Shame is the human condition and it is the biggest critic. It is ourselves.


So when one of these other people criticises us, it seeds the major critic waiting for confirmation bias that I'm not good enough, I can't do this, I'm not built for this, et cetera, et cetera. And so what's important is to name them to tame them, and to tame them is really just about self-awareness and breathing through it,


making room for shame and vulnerability,


and making room to kind of, for me, I try and have a little humour in my own head and just name it and go,


"That's kind of funny. That's the human condition and I get it. It makes me feel like sh*t, but it makes everyone feel like sh*t.


I can take heart in the fact that I'm just human."

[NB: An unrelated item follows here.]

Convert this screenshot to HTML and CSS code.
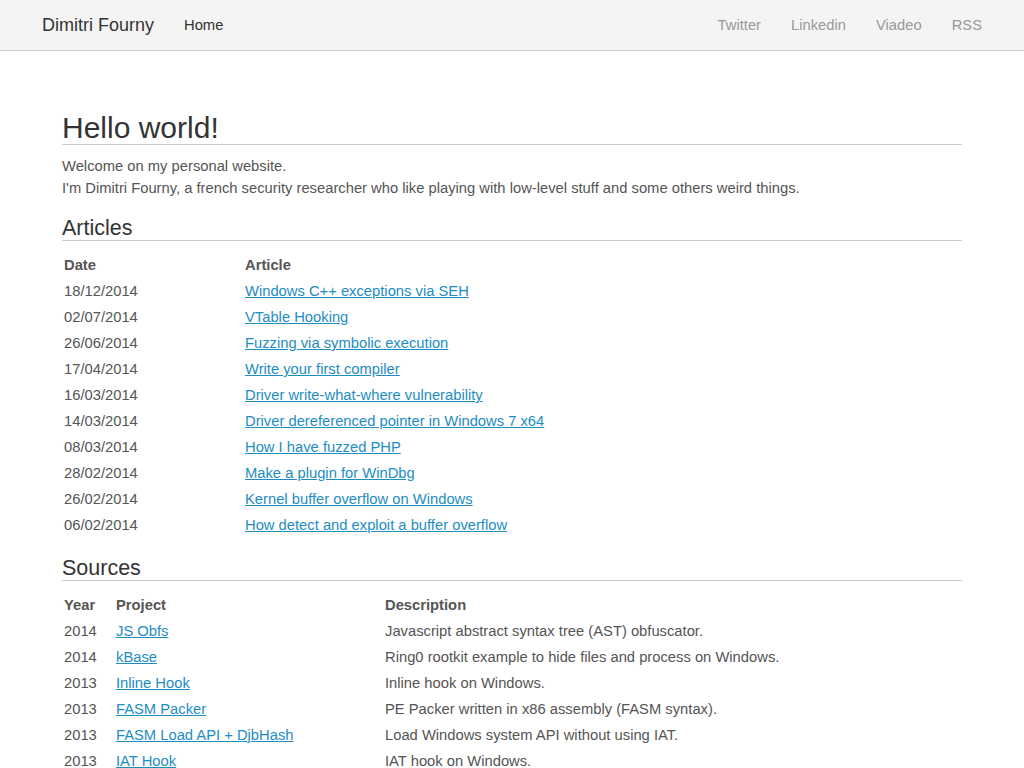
FILE: index.html
```html
<!DOCTYPE html>
<html lang="en">
<head>
<meta charset="utf-8">
<title>Dimitri Fourny</title>
<link rel="stylesheet" href="styles.css">
</head>
<body>
<nav class="navbar">
  <div class="nav-inner">
    <div class="nav-left">
      <a class="brand" href="#">Dimitri Fourny</a>
      <a class="nav-link active" href="#">Home</a>
    </div>
    <div class="nav-right">
      <a class="nav-link" href="#">Twitter</a>
      <a class="nav-link" href="#">Linkedin</a>
      <a class="nav-link" href="#">Viadeo</a>
      <a class="nav-link" href="#">RSS</a>
    </div>
  </div>
</nav>
<main class="content">
  <h1 class="title">Hello world!</h1>
  <p class="intro">Welcome on my personal website.<br>I'm Dimitri Fourny, a french security researcher who like playing with low-level stuff and some others weird things.</p>

  <h2 class="section">Articles</h2>
  <table class="list articles">
    <colgroup><col class="c-date"><col></colgroup>
    <thead><tr><th>Date</th><th>Article</th></tr></thead>
    <tbody>
      <tr><td>18/12/2014</td><td><a href="#">Windows C++ exceptions via SEH</a></td></tr>
      <tr><td>02/07/2014</td><td><a href="#">VTable Hooking</a></td></tr>
      <tr><td>26/06/2014</td><td><a href="#">Fuzzing via symbolic execution</a></td></tr>
      <tr><td>17/04/2014</td><td><a href="#">Write your first compiler</a></td></tr>
      <tr><td>16/03/2014</td><td><a href="#">Driver write-what-where vulnerability</a></td></tr>
      <tr><td>14/03/2014</td><td><a href="#">Driver dereferenced pointer in Windows 7 x64</a></td></tr>
      <tr><td>08/03/2014</td><td><a href="#">How I have fuzzed PHP</a></td></tr>
      <tr><td>28/02/2014</td><td><a href="#">Make a plugin for WinDbg</a></td></tr>
      <tr><td>26/02/2014</td><td><a href="#">Kernel buffer overflow on Windows</a></td></tr>
      <tr><td>06/02/2014</td><td><a href="#">How detect and exploit a buffer overflow</a></td></tr>
    </tbody>
  </table>

  <h2 class="section">Sources</h2>
  <table class="list sources">
    <colgroup><col class="c-year"><col class="c-project"><col></colgroup>
    <thead><tr><th>Year</th><th>Project</th><th>Description</th></tr></thead>
    <tbody>
      <tr><td>2014</td><td><a href="#">JS Obfs</a></td><td>Javascript abstract syntax tree (AST) obfuscator.</td></tr>
      <tr><td>2014</td><td><a href="#">kBase</a></td><td>Ring0 rootkit example to hide files and process on Windows.</td></tr>
      <tr><td>2013</td><td><a href="#">Inline Hook</a></td><td>Inline hook on Windows.</td></tr>
      <tr><td>2013</td><td><a href="#">FASM Packer</a></td><td>PE Packer written in x86 assembly (FASM syntax).</td></tr>
      <tr><td>2013</td><td><a href="#">FASM Load API + DjbHash</a></td><td>Load Windows system API without using IAT.</td></tr>
      <tr><td>2013</td><td><a href="#">IAT Hook</a></td><td>IAT hook on Windows.</td></tr>
    </tbody>
  </table>
</main>
</body>
</html>
```

FILE: styles.css
```css
* { box-sizing: border-box; }
html, body { margin: 0; padding: 0; }
body {
  font-family: "Liberation Sans", Arial, sans-serif;
  font-size: 14.75px;
  line-height: 22px;
  color: #555555;
  background: #ffffff;
}
a { color: #1d8dc4; text-decoration: underline; }

.navbar {
  height: 51px;
  background: #f4f4f4;
  border-bottom: 1px solid #cfcfcf;
}
.nav-inner {
  width: 970px;
  margin: 0 auto;
  padding: 0 15px;
  height: 50px;
  display: flex;
  justify-content: space-between;
  align-items: stretch;
}
.nav-left, .nav-right { display: flex; align-items: stretch; }
.nav-right { margin-right: -15px; }
.brand {
  display: flex;
  align-items: center;
  font-size: 18px;
  color: #333333;
  text-decoration: none;
  padding: 0 15px 0 0;
}
.nav-link {
  display: flex;
  align-items: center;
  padding: 0 15px;
  color: #999999;
  text-decoration: none;
}
.nav-link.active { color: #333333; }

.content {
  width: 900px;
  margin: 0 auto;
  padding-top: 60px;
  padding-bottom: 40px;
}
.title {
  font-size: 30px;
  font-weight: normal;
  line-height: 33px;
  color: #333333;
  margin: 0 0 10px;
  border-bottom: 1px solid #cccccc;
}
.intro { margin: 0 0 -1px; }
.section {
  font-size: 21.5px;
  font-weight: normal;
  line-height: 23px;
  color: #333333;
  margin: 19px 0 11px;
  border-bottom: 1px solid #cccccc;
}
.list {
  width: 100%;
  border-collapse: collapse;
  table-layout: fixed;
}
.list th, .list td {
  text-align: left;
  padding: 2px;
  vertical-align: top;
  white-space: nowrap;
}
.list th { font-weight: bold; color: #555555; }
.c-date { width: 181px; }
.c-year { width: 52px; }
.c-project { width: 269px; }
.sources { margin-bottom: 20px; }
```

So I just want you to think about, is that new to you? Do you relate to the three critics? How can you move forward in your life in order to name and tame the critics, in order to be able to move out of fear and anxiety and imposter monster and freezing and all of these things, in order to move out of that into a place of courage and confidence and vulnerability – which is very, very important. And, if you read Brené Brown's work, in a place where you can breathe, make room for shame, and simply take action and move past it.


How can you use what I've told you in order to do better in business and life?


If this stuff is hard for you, go back and read it all over again, as often as you need to. If it's not hard for you, great, but it is hard for the majority of people all over the world.


So what are you going to do next time you hear one of the critics? If you hear yourself say, the people tell me I can't do it. The people tell me I'm not good enough. The people say you'll never stick to that thing. Then, can you take a moment, breathe, revisit this blog post, and then actually say, well, let's sit down and work out who the people are. I suggest that's one person or two people primarily feeding the voice of shame, that is the biggest critic, which is ourselves.


Whenever you hear yourself say the people, I want you to stop and say there is no the people. Name the person, name the type of critic they are. Name it to tame it, make room, and grow personally and professionally.